• **TASK DESCRIPTION**
Gather all lines from the material that contain the word "with".
___ PROVIDED DATA
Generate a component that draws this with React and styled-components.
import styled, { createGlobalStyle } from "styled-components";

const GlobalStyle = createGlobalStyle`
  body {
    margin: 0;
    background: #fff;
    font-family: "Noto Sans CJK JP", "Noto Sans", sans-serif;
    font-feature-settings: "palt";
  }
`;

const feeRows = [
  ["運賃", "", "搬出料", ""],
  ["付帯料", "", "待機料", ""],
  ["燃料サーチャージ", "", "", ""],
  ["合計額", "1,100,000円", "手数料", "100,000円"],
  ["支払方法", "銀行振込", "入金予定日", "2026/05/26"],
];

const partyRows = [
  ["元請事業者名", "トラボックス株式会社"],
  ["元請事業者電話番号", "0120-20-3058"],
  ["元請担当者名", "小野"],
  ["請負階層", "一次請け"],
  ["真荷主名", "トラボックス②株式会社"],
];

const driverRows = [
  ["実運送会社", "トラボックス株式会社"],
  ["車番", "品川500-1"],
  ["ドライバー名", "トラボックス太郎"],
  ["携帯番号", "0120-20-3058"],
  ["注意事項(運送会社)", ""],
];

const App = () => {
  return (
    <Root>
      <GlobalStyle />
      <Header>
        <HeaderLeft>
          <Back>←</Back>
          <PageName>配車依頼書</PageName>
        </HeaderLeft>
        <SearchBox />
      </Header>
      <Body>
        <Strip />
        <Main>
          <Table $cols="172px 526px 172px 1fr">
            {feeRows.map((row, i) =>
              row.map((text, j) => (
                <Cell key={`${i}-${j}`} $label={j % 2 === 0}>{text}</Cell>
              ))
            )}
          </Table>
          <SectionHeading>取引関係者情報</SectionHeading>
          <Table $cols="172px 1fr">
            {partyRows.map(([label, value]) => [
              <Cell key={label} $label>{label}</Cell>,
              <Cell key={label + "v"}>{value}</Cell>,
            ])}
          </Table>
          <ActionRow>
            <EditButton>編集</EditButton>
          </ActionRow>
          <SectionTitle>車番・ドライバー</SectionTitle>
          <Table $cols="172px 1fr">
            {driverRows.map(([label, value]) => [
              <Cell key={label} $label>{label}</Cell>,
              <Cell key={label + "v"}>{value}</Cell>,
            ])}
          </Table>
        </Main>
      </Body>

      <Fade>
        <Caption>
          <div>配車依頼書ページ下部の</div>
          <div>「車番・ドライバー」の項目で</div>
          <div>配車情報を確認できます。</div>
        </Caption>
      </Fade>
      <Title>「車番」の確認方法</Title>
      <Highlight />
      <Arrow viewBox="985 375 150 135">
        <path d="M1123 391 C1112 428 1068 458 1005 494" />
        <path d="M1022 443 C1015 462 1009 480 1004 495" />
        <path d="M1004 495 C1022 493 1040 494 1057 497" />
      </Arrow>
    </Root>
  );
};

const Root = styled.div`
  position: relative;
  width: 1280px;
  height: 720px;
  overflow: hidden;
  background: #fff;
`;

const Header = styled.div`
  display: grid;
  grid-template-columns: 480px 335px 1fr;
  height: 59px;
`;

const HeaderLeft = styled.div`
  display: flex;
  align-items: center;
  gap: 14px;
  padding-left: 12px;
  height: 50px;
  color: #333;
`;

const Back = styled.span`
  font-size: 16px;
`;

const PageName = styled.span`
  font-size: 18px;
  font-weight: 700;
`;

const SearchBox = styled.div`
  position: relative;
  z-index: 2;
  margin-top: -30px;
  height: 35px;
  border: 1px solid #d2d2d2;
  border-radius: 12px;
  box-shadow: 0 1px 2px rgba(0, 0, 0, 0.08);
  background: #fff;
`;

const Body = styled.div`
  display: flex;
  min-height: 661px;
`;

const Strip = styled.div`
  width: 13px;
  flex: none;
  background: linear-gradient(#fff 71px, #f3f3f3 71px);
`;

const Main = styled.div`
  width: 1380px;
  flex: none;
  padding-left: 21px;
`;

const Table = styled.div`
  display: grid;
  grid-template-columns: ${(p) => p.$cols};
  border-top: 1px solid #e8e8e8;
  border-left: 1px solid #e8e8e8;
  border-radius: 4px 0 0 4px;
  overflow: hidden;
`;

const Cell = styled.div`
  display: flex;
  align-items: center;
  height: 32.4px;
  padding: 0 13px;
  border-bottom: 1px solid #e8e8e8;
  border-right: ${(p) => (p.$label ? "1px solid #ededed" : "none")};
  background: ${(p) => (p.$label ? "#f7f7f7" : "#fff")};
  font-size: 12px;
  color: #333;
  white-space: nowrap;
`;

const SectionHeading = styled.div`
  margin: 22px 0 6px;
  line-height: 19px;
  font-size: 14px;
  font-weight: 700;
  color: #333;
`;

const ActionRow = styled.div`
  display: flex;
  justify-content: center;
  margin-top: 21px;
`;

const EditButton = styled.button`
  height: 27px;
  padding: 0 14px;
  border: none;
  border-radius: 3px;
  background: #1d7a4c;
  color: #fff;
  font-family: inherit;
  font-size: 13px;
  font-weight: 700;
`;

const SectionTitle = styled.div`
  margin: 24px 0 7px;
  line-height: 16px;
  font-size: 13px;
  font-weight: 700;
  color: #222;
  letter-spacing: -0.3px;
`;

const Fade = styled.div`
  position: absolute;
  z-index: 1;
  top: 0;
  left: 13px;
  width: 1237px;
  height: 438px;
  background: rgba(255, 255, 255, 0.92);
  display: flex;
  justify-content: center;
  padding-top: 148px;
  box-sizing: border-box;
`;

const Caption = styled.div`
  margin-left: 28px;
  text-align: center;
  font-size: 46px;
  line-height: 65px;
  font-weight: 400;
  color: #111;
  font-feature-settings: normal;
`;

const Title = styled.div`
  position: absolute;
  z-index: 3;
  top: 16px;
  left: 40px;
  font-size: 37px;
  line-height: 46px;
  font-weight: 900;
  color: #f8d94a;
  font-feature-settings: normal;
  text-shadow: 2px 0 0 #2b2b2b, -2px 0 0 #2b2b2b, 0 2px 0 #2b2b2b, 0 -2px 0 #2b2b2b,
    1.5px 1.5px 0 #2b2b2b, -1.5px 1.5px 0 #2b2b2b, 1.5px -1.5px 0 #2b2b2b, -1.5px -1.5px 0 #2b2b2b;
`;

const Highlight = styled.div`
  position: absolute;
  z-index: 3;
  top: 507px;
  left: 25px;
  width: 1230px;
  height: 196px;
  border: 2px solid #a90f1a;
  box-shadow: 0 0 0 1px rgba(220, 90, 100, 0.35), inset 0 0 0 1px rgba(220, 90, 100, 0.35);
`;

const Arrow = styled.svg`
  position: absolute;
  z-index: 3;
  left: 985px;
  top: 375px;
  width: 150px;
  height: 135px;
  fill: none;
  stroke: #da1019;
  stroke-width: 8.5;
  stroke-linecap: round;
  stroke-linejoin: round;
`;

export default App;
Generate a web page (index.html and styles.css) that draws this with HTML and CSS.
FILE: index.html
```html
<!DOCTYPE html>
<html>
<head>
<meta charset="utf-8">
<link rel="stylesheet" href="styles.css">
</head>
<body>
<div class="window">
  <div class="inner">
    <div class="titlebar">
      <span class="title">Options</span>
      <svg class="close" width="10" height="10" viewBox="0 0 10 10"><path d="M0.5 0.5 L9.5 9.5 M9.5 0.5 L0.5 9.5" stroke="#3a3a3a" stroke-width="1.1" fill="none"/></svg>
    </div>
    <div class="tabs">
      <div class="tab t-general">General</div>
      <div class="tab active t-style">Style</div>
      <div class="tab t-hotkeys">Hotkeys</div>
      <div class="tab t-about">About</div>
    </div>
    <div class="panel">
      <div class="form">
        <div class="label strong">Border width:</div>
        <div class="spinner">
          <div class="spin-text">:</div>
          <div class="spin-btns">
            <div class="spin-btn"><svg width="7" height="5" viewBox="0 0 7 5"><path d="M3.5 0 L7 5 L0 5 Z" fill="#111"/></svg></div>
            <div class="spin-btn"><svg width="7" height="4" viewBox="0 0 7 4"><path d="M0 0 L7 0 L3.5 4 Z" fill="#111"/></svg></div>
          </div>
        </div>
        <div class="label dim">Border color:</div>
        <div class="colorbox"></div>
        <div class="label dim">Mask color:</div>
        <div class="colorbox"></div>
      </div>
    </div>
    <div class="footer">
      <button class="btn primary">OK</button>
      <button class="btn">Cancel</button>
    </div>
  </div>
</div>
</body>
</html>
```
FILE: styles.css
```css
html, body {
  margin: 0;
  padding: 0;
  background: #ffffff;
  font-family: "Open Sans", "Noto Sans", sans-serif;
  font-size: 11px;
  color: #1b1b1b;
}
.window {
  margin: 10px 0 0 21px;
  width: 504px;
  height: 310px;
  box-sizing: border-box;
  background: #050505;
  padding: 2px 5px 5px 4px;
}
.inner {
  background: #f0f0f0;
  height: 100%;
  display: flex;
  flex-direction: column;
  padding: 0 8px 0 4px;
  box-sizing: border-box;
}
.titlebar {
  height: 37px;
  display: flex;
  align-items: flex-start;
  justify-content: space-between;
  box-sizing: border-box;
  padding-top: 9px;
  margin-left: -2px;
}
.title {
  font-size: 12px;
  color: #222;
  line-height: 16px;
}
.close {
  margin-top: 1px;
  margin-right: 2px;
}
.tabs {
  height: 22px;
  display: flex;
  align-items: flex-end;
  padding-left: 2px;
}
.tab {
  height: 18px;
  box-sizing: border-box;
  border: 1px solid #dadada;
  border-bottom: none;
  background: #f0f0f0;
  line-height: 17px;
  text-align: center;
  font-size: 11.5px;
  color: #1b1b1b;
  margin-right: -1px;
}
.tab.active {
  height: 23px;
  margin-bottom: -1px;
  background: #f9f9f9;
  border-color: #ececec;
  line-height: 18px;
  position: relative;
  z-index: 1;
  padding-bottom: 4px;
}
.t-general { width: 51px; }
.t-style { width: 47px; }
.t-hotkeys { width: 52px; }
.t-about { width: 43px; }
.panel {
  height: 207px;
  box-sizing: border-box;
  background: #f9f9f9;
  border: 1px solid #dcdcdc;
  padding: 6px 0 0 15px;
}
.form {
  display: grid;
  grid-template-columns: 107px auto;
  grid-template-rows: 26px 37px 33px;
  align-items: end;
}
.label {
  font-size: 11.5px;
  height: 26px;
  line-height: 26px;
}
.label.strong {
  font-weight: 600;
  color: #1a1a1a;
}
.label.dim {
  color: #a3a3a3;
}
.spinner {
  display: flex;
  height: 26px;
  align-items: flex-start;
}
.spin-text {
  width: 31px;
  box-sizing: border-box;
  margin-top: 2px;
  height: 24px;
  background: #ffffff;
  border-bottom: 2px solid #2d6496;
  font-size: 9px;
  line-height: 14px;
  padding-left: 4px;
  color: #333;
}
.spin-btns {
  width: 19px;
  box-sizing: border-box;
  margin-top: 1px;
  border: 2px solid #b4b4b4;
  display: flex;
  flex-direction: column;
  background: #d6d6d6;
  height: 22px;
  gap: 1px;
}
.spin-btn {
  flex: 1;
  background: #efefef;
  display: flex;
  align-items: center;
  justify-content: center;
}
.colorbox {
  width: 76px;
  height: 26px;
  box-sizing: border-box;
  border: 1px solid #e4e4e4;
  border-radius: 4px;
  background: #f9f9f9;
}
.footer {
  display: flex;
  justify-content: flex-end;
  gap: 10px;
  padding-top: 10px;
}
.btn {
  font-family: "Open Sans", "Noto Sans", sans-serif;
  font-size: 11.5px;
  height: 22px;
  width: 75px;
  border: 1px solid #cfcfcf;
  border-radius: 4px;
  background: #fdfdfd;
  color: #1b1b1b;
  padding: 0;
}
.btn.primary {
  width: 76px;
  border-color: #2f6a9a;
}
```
______
• **ANSWER TO THIS PROBLEM**
Generate a component that draws this with React and styled-components.
Generate a web page (index.html and styles.css) that draws this with HTML and CSS.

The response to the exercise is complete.